3 This Face Couldn’t Be Saved by the Bell
Lark Voorhies, aka Lisa Turtle, was a trendy rich girl on Saved By the Bell in the early ’90s. A wizened Voorhies has recently shown up for several interviews sporting an untrendy amount of makeup to go along with rambling incoherence that has made many question her mental health.
4 Don’t Leave Your Kids Home Alone With This Guy
Since America fell in love with him during the Home Alone series, Macaulay Culkin hasn’t done much, unless you count getting busted for possession of Xanax and Klonopin and receiving three one-year suspended sentences. Recent photos show that if there’s another Home Alone sequel, he’d be cast as one of the burglars.
5 Runt of the Family Ties Litter
When the Keatons had another child on Family Ties, Brian Bonsall filled to bill as the blond-haired sprout that big brother Alex doted on. Since then Bonsall has formed a rock band and been arrested and convicted of assault more than once. So we have gotten to see the grown-up Andy Keaton in his mugshots. Dude, what’s with the butterfly?
6 One Dose at a Time
To say Mackenzie Phillips has led a rough life would be a gross understatement. She holds the distinction of having been fired from the show that made her famous, One Day at a Time, twice due to showing up at work high. As recently as 2008 she was convicted for showing up at airport security sporting cocaine and heroine.
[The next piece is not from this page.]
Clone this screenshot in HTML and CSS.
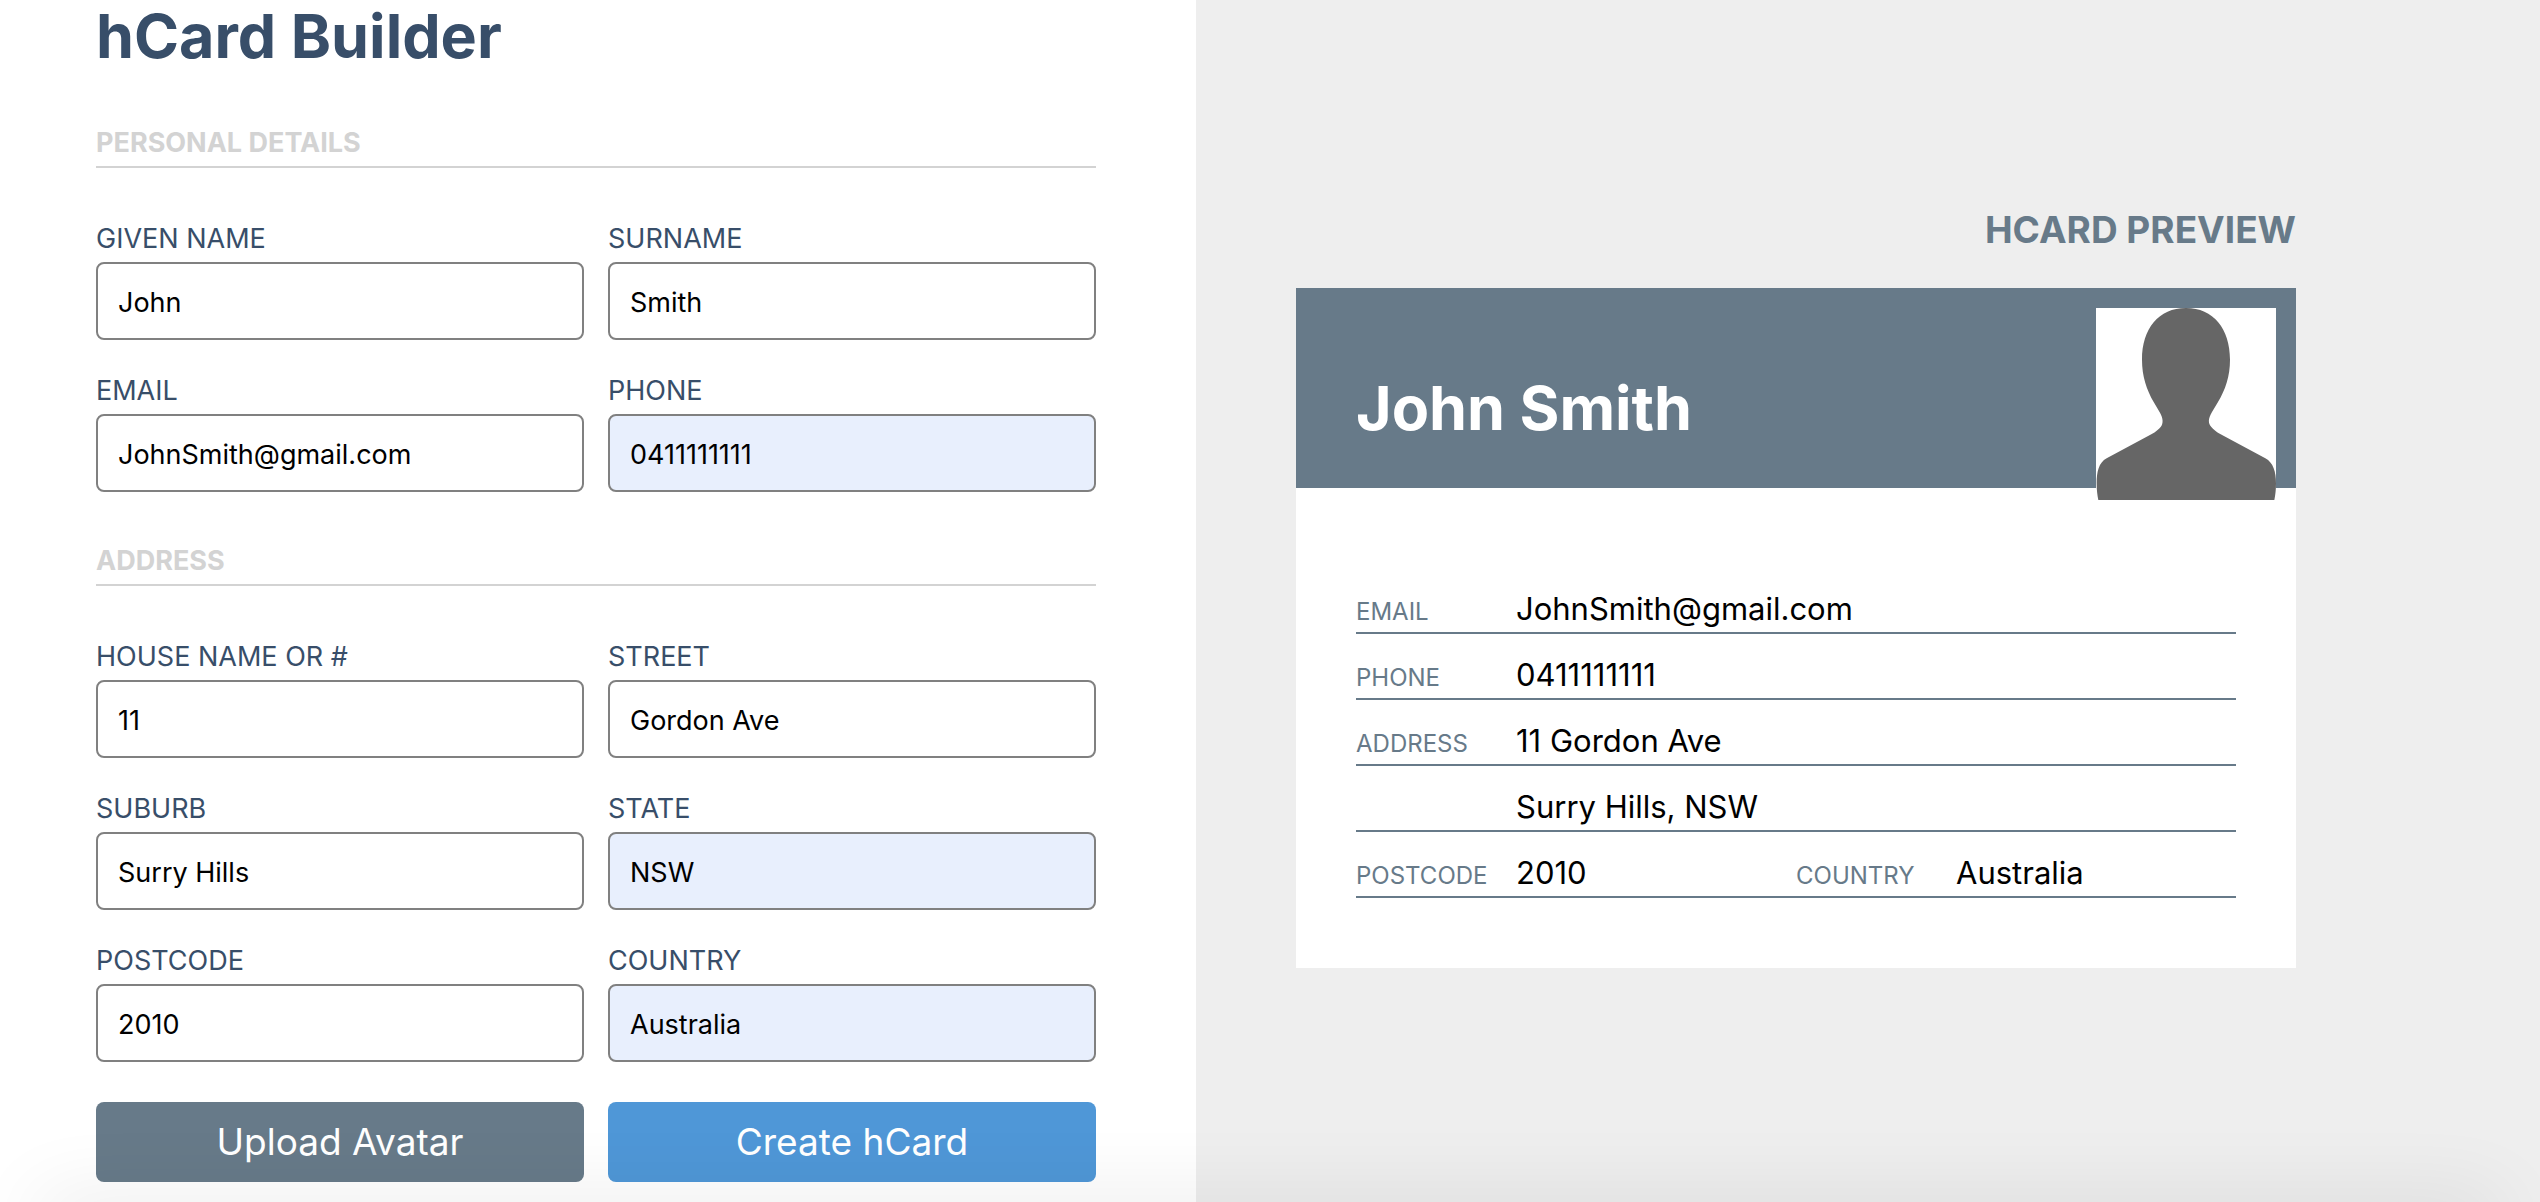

7 Freaky Friday … and Saturday … and Sunday …
How many decades has it been since Lindsay Lohan melted our hearts as adorable twins in The Parent Trap? Actually only one and a half. Five years later she again gave a winning performance in Freaky Friday alongside Jamie Lee Curtis.
Since then she has proven to be a true triple threat — alcoholic, drug abuser and thief. And numerous booking photos, courtroom videos and drunken after-parties show the resulting wear on her face.
8 “Come On Get Happy”
Could any list of homely used-to-be child actors been complete without Danny Bonaduce? Of all the child stars who have wrecked their lives, this onetime Partridge Family cutie has done the most to embrace his turbulent past and turned it into a career. Of all the people on this list, we feel that Bonaduce would be the first to agree — even embrace — the fact that he belongs here.
9 Webster over 40
Emmanuel Lewis was adorable as the 4-foot-3 orphan taken in by Alex Karras and Susan Clark on Webster, playing a 6-year-old when he was actually 12. Unfortunately, Lewis never got any taller, and he now seems to be almost as wide. To add insult to injury, he’s hit turbulent financial times. After a stint on The Surreal Life, he lost his Atlanta-area home to foreclosure.
10 Opie’s Funny-looking Brother
Clint Howard has parlayed being Ron Howard’s kid brother into quite a lucrative career. We first met him offering bites of his sandwich to passersby on the streets of Mayberry as Leon on Andy Griffith. He is now arguably to oddest-looking character actor in Hollywood. We should have known when, without the assistance of much makeup, he was cast as Balok the child-alien on the original Star Trek series.